▶ **Problem details**: Tell how many lines in the data below hold the string "React"; give nothing but the number.

▶ **Source excerpt**:
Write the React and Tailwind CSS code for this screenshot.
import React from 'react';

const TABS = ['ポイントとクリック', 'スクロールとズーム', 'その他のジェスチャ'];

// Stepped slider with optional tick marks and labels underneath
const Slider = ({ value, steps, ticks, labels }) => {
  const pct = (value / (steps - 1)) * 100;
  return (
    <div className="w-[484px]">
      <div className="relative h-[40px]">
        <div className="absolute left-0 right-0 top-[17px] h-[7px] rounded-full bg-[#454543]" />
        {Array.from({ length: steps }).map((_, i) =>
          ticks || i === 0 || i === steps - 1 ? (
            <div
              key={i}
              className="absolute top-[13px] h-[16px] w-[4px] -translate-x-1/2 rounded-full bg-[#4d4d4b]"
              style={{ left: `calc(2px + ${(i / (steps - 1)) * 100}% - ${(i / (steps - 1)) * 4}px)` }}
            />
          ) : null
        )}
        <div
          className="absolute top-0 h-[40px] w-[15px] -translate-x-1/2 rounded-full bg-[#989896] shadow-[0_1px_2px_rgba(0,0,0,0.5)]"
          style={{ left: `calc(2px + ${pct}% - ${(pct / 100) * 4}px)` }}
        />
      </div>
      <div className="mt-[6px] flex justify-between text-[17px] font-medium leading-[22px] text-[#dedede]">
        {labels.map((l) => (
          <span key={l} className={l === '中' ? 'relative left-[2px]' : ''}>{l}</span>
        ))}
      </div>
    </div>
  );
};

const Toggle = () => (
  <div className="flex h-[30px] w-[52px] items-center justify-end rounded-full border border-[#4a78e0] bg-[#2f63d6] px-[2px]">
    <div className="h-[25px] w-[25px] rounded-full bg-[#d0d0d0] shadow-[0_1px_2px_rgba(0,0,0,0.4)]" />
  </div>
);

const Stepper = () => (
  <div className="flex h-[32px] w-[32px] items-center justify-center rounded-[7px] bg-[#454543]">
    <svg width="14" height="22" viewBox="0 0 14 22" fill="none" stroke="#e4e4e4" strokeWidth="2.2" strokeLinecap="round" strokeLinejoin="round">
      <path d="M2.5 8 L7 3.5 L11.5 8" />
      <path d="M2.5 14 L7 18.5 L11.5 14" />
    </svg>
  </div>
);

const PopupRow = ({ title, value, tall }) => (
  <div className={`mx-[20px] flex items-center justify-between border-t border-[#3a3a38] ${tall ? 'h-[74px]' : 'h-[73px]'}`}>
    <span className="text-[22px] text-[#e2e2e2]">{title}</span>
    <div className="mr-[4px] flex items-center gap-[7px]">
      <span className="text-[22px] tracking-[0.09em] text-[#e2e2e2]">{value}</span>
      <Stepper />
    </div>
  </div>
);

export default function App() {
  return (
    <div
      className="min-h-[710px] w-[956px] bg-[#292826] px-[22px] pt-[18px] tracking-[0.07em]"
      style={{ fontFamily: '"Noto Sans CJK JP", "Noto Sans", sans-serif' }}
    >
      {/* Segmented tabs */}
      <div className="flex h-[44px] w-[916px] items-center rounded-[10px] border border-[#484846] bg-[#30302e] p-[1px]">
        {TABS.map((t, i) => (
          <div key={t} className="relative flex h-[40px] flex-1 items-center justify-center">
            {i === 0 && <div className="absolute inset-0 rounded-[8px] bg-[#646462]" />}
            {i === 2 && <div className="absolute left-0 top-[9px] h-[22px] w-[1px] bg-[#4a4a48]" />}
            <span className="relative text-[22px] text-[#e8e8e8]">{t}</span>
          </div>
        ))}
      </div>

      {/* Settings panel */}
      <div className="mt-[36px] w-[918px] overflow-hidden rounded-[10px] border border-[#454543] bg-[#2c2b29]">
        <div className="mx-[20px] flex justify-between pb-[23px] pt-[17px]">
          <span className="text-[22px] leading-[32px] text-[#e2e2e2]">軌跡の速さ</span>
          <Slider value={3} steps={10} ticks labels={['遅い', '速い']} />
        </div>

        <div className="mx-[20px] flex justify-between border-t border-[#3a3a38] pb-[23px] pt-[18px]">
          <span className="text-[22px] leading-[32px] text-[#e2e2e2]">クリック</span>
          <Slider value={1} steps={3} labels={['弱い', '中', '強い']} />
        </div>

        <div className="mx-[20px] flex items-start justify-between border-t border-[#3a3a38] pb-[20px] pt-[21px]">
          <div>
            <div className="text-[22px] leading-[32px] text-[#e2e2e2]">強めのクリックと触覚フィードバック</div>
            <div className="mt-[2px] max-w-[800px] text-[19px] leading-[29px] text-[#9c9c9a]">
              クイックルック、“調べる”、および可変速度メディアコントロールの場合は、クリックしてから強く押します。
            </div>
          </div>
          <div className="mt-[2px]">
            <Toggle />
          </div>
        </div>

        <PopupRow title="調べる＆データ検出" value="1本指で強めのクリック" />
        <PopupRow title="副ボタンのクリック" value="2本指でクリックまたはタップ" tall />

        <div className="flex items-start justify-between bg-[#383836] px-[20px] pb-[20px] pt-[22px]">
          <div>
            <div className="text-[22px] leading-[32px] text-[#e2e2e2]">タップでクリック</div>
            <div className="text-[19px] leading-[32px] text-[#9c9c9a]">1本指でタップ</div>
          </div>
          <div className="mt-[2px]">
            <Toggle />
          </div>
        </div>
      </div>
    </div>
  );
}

▶ **Full solution**: 2